### Task description
Narrow the data below down to the lines containing "styles".

### Data segment

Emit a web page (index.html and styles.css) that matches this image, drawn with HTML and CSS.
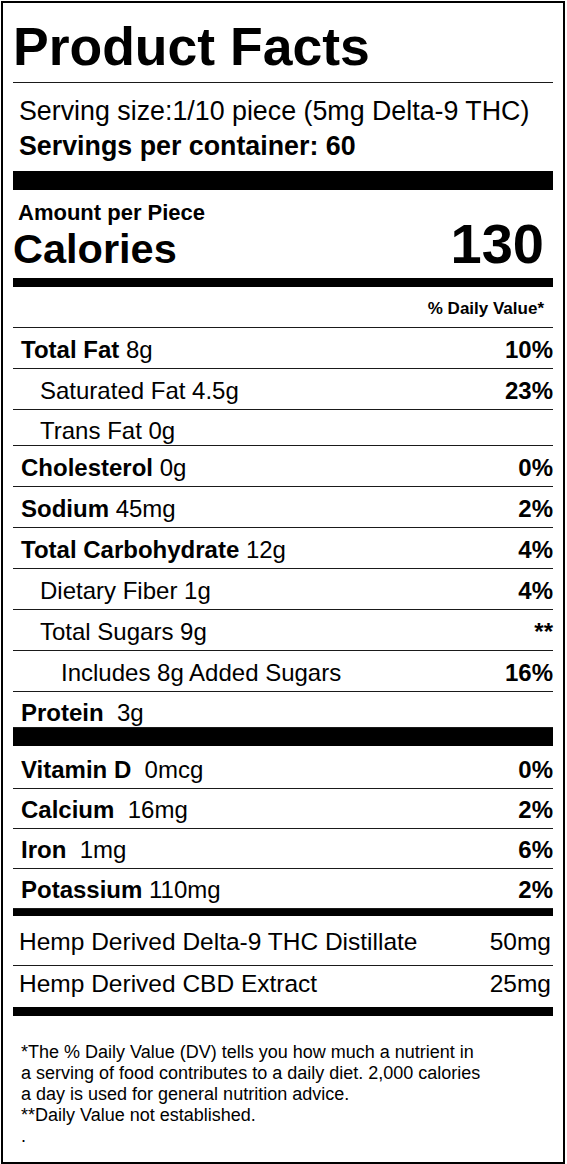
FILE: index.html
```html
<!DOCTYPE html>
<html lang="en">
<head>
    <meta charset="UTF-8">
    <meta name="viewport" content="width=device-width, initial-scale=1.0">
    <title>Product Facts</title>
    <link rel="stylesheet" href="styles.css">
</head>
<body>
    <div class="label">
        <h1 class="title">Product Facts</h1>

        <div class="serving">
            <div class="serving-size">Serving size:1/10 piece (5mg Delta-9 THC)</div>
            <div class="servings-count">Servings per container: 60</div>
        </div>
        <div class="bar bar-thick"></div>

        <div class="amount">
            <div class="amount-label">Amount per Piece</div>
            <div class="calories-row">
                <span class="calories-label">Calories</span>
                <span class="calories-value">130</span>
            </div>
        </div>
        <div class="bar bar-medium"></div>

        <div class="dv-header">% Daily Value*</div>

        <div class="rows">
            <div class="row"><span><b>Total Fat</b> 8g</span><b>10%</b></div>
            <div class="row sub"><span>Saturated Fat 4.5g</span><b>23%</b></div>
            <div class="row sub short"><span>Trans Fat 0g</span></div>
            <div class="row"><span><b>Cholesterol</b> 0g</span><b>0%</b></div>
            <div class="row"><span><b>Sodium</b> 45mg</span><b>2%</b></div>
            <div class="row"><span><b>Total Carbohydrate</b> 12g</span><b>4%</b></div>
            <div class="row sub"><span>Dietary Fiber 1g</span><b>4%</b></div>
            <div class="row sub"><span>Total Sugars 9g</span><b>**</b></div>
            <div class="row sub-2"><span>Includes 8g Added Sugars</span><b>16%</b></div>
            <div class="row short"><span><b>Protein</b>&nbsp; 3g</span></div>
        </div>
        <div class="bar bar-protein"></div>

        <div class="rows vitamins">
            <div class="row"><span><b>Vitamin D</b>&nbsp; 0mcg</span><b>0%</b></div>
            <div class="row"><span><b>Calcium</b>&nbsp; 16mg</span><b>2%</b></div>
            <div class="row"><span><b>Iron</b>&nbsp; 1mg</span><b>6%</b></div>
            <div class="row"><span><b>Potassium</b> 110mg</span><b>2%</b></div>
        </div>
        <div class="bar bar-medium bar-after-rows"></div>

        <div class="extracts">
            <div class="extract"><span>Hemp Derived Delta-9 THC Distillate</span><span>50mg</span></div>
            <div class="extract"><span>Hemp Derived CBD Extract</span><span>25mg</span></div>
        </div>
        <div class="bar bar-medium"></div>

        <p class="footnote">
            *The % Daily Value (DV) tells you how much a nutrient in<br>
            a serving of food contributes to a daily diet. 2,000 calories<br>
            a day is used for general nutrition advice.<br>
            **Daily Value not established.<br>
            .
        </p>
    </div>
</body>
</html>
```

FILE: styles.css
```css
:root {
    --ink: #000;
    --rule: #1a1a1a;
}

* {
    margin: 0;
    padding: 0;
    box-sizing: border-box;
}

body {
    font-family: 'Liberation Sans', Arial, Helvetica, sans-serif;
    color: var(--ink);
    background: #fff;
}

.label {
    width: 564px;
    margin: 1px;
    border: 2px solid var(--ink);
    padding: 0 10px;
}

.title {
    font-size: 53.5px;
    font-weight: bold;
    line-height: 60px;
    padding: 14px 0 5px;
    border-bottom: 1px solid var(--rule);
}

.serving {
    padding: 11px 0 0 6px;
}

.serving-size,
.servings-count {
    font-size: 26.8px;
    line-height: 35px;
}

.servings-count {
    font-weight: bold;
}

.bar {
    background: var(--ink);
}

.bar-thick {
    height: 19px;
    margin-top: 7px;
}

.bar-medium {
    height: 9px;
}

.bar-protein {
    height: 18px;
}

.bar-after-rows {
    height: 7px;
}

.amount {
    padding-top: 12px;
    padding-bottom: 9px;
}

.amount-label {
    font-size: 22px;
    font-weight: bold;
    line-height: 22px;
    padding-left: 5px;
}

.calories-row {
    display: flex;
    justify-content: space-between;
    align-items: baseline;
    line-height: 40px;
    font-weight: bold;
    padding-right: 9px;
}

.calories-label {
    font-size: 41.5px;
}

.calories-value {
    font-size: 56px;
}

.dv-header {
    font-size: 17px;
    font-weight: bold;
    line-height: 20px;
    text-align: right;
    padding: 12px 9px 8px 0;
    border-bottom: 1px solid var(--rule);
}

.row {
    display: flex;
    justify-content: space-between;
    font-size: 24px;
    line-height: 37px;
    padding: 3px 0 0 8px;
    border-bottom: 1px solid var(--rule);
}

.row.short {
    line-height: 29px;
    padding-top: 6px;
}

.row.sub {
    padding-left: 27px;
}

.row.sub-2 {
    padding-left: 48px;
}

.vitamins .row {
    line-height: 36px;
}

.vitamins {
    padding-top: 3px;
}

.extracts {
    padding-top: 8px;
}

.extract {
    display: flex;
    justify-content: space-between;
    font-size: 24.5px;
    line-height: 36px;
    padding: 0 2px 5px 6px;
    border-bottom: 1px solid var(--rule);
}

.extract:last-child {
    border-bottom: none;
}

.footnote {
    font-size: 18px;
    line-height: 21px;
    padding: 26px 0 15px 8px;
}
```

### Answer to this exercise
Emit a web page (index.html and styles.css) that matches this image, drawn with HTML and CSS.
    <link rel="stylesheet" href="styles.css">
FILE: styles.css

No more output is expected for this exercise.